In one month Jeremy Fink will turn thirteen. But does he have what it takes to be a teenager? He collects mutant candy, he won't venture more than four blocks from his apartment if he can help it, and he definitely doesn't like surprises. On the other hand, his best friend, Lizzy, isn't afraid of anything, even if that might get her into trouble now and then.
Jeremy's summer takes an unexpected turn when a mysterious wooden box arrives in the mail. According to the writing on the box, it holds the meaning of life! Jeremy is supposed to open it on his thirteenth birthday. The problem is, the keys are missing, and the box is made so that only the keys will open it without destroying what's inside. Jeremy and Lizzy set off to find the keys, but when one of their efforts goes very wrong, Jeremy starts to lose hope that he'll ever be able to open the box. But he soon discovers that when you're meeting people named Oswald Oswald and using a private limo to deliver unusual objects to strangers all over the city, there might be other ways of finding out the meaning of life.
Lively characters, surprising twists, and thought-provoking ideas make Wendy Mass's latest novel an unforgettable read.

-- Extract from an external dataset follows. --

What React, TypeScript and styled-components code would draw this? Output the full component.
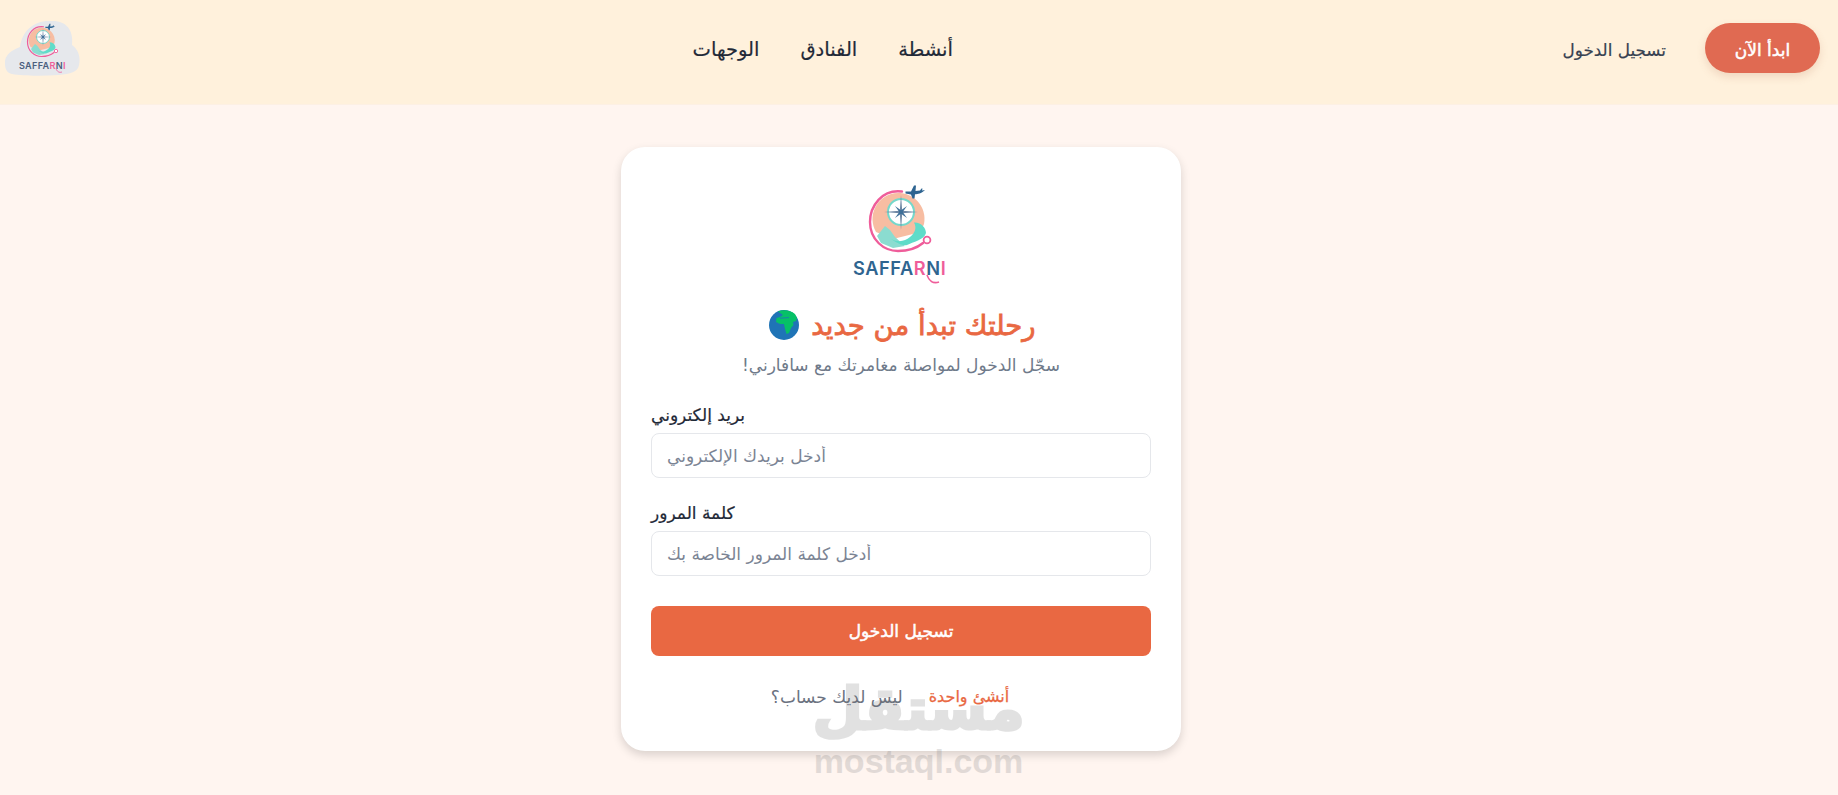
import React from "react";
import styled, { createGlobalStyle } from "styled-components";

const Global = createGlobalStyle`
  html, body { margin: 0; padding: 0; background: #fff5f0; }
  body { font-family: "DejaVu Sans", "Noto Sans", sans-serif; height: 795px; overflow: hidden; }
  * { box-sizing: border-box; }
`;

const Page = styled.div`
  position: relative;
  height: 795px;
  background: #fff5f0;
`;

const Header = styled.header`
  height: 105px;
  background: #fff1dc;
  border-bottom: 1px solid #fdf0e4;
  display: flex;
  align-items: center;
  justify-content: space-between;
  padding: 0 18px 8px 3px;
`;

const HeaderLogo = styled.div`
  display: flex;
  margin-top: 8px;
`;

const Nav = styled.nav`
  display: flex;
  align-items: center;
  gap: 41px;
  padding-top: 2px;
`;

const NavLink = styled.a`
  font-size: 19.5px;
  color: #1f2937;
  -webkit-text-stroke: 0.2px #1f2937;
`;

const Actions = styled.div`
  display: flex;
  align-items: center;
  gap: 39px;
`;

const LoginLink = styled.a`
  font-size: 16.8px;
  padding-top: 3px;
  color: #374151;
  -webkit-text-stroke: 0.2px #374151;
`;

const StartButton = styled.button`
  width: 115px;
  height: 50px;
  border: 0;
  border-radius: 25px;
  padding: 3px 0 0;
  background: #e06a52;
  color: #fff;
  font: 400 17px "DejaVu Sans", sans-serif;
  -webkit-text-stroke: 0.5px #fff;
  box-shadow: 0 4px 8px rgba(180, 110, 80, 0.2);
`;

const Main = styled.main`
  display: flex;
  justify-content: center;
  padding: 42px 36px 0 0;
`;

const Card = styled.section`
  width: 560px;
  height: 604px;
  background: #fff;
  border-radius: 24px;
  box-shadow: 0 4px 10px rgba(0, 0, 0, 0.15);
  padding: 23px 30px 0;
  display: flex;
  flex-direction: column;
`;

const Center = styled.div`
  display: flex;
  flex-direction: column;
  align-items: center;
`;

const Title = styled.h1`
  margin: 15px 0 0;
  padding-left: 3px;
  display: flex;
  align-items: center;
  gap: 12px;
  font-size: 27.5px;
  line-height: 40px;
  font-weight: 400;
  color: #e96842;
  -webkit-text-stroke: 0.8px #e96842;
`;

const Subtitle = styled.p`
  margin: 6px 0 0;
  font-size: 17px;
  line-height: 28px;
  color: #6f7a8a;
`;

const Form = styled.form`
  margin-top: 23px;
  display: flex;
  flex-direction: column;
`;

const Field = styled.div`
  display: flex;
  flex-direction: column;
  margin-bottom: 22px;
`;

const Label = styled.label`
  font-size: 17px;
  line-height: 26px;
  color: #1f2937;
  -webkit-text-stroke: 0.2px #1f2937;
  margin-bottom: 5px;
`;

const Input = styled.input`
  width: 500px;
  height: 45px;
  border: 1px solid #e5e7eb;
  border-radius: 8px;
  padding: 0 15px;
  font: 400 17px "DejaVu Sans", sans-serif;
  background: #fff;
  &::placeholder { color: #7b8494; opacity: 1; }
`;

const Submit = styled.button`
  height: 50px;
  margin-top: 8px;
  border: 0;
  border-radius: 8px;
  background: #e96842;
  color: #fff;
  font: 400 17px "DejaVu Sans", sans-serif;
  -webkit-text-stroke: 0.5px #fff;
`;

const Footer = styled.div`
  margin-top: 28px;
  padding-right: 22px;
  display: flex;
  justify-content: center;
  gap: 26px;
  font-size: 17px;
  line-height: 26px;
  color: #6b7280;
`;

const CreateLink = styled.a`
  color: #e96842;
  font-size: 16px;
  -webkit-text-stroke: 0.25px #e96842;
`;

const Watermark = styled.div`
  position: absolute;
  left: 815px;
  top: 676px;
  width: 207px;
  display: flex;
  flex-direction: column;
  align-items: center;
  color: #707070;
  opacity: 0.2;
  pointer-events: none;
`;

const WatermarkArabic = styled.div`
  font: 700 58px/67px "DejaVu Sans", sans-serif;
  -webkit-text-stroke: 3px #707070;
`;

const WatermarkLatin = styled.div`
  font: 700 34px/36px "Liberation Sans", sans-serif;
`;

const LOGO_FONT = "Inter, Lato, sans-serif";

const Logo = ({ small }: { small?: boolean }) => (
  <svg width={small ? 80 : 160} height={small ? 72 : 120} viewBox={small ? "0 0 160 144" : "0 0 160 120"}>
    {small && (
      <path
        d="M4 96C2 78 18 68 34 62C38 30 62 8 96 10C124 8 142 26 138 58C150 66 156 82 152 98C150 112 134 116 112 118C78 120 40 120 18 116C8 114 4 106 4 96Z"
        fill="#e6e8ec"
      />
    )}
    <path d="M55 62A26 26 0 1 1 103 54C101 60 96 63 88 65L72 69Z" fill="#f7bda2" />
    <path d="M56 66L64 56L69 60L74 67L84 76L72 78L60 73Z" fill="#8bdcd0" />
    <path
      d="M70 69C78 73 84 71 89 67C94 63 96 58 93 52.5C100 52 105 58 105 63C103 70 92 72 86 75C82 76 76 73 70 69Z"
      fill="#5fdcc9"
    />
    <circle cx="80" cy="42" r="13" fill="#fff" stroke="#74d8cb" strokeWidth="2" />
    <path d="M80 25L81.2 40.8L97 42L81.2 43.2L80 60L78.8 43.2L63 42L78.8 40.8Z" fill="#6d86a3" />
    <path d="M74 36L81 41L86 48L79 43Z" fill="#3f7099" />
    <path d="M86 36L81 43L74 48L79 41Z" fill="#3f7099" />
    <path
      d="M81 21.5C61 19 49 36 49 52C49 70 63 81 77 81C87 81 96 78 102 73"
      fill="none"
      stroke="#ef5d9a"
      strokeWidth="2.4"
      strokeLinecap="round"
    />
    <circle cx="106" cy="70" r="3.4" fill="#fff" stroke="#ef5d9a" strokeWidth="1.8" />
    <path
      d="M84.5 21.5L90 21.5L93 15.5L95 15.5L94.5 21L99 20.5L100.5 18.5L101.5 18.5L101 20.5L104 20C100 24 97 24 94 24.2L93.5 28.5L91.5 28.5L90 24.5L84.5 23.5Z"
      fill="#2e6491"
    />
    <text x="32" y="105" fontFamily={LOGO_FONT} fontWeight="600" fontSize="18.2" letterSpacing="0.6" fill={small ? "#4b5f7e" : "#2f6590"}>
      SAFFA<tspan fill="#ef5d9a">R</tspan>N<tspan fill="#ef5d9a">I</tspan>
    </text>
    <path d="M106 105C108 111 112 114 118 112" fill="none" stroke="#ef5d9a" strokeWidth="1.6" />
  </svg>
);

const Globe = () => (
  <svg width="30" height="30" viewBox="0 0 30 30">
    <circle cx="15" cy="15" r="15" fill="#1f74b6" />
    <path
      d="M9 1.4C14 -0.6 21 -0.2 26 4L28 8L27 11L24 12L24.5 15L22 18L20 23L17.5 24L16 19L15 14L11 14L7 12L7.5 8L11 7L14 5Z"
      fill="#06c167"
    />
    <path d="M11 8.2L20 7.6" stroke="#1f74b6" strokeWidth="0.9" fill="none" />
  </svg>
);

export default function App() {
  return (
    <Page>
      <Global />
      <Header>
        <HeaderLogo>
          <Logo small />
        </HeaderLogo>
        <Nav>
          <NavLink>الوجهات</NavLink>
          <NavLink>الفنادق</NavLink>
          <NavLink>أنشطة</NavLink>
        </Nav>
        <Actions>
          <LoginLink>تسجيل الدخول</LoginLink>
          <StartButton>ابدأ الآن</StartButton>
        </Actions>
      </Header>
      <Main>
        <Card>
          <Center>
            <Logo />
            <Title>
              <Globe />
              <span>رحلتك تبدأ من جديد</span>
            </Title>
            <Subtitle dir="rtl">سجّل الدخول لمواصلة مغامرتك مع سافارني!</Subtitle>
          </Center>
          <Form>
            <Field>
              <Label>بريد إلكتروني</Label>
              <Input placeholder="أدخل بريدك الإلكتروني" />
            </Field>
            <Field>
              <Label>كلمة المرور</Label>
              <Input placeholder="أدخل كلمة المرور الخاصة بك" />
            </Field>
            <Submit type="button">تسجيل الدخول</Submit>
          </Form>
          <Footer>
            <span>ليس لديك حساب؟</span>
            <CreateLink>أنشئ واحدة</CreateLink>
          </Footer>
        </Card>
      </Main>
      <Watermark>
        <WatermarkArabic>مستقل</WatermarkArabic>
        <WatermarkLatin>mostaql.com</WatermarkLatin>
      </Watermark>
    </Page>
  );
}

Praise for Jeremy Fink and the Meaning of Life: Junior Library Guild Premier Selection Fall 2006 Book Sense Children's Pick for Winter Texas Lone Star Reading List Selection
[starred] "This exquisitely executed plot twist, combined with an ending that requires a few tissues, makes this soulful novel one not to miss." --Publishers Weekly, starred review
"Well-written and captivating; the reader gets a chance to discover the meaning of life as well and will not be disappointed." --KLIATT
Praise for Every Soul a Star: [star] "Readers who like quietly self-reflective novels like Lynne Rae Perkins's Criss Cross and Jerry Spinelli's Stargirl books will also enjoy this compelling and through-provoking story." -- School Library Journal, starred review
Praise for A Mango-Shaped Space: ALA Schneider Family Award
"From the moment I read a story by Wendy Mass I knew she was a writer to watch." --Judy Blume
Wendy Mass won the ALA Schneider Family Book Award for her first young readers' novel, A Mango-Shaped Space, about a girl with the fascinating condition synesthesia. In Jeremy Fink and the Meaning of Life, a boy embarks on a life-changing journey. In Every Soul a Star, three very different kids are brought together by a solar eclipse; and in The Candymakers, four kids enter the contest of a lifetime. The Space Taxi series sends a boy and a talking cat on adventures to distant planets, and the Willow Falls books (beginning with 11 Birthdays) add a dash of magic into a small town. Wendy lives in New Jersey with her family.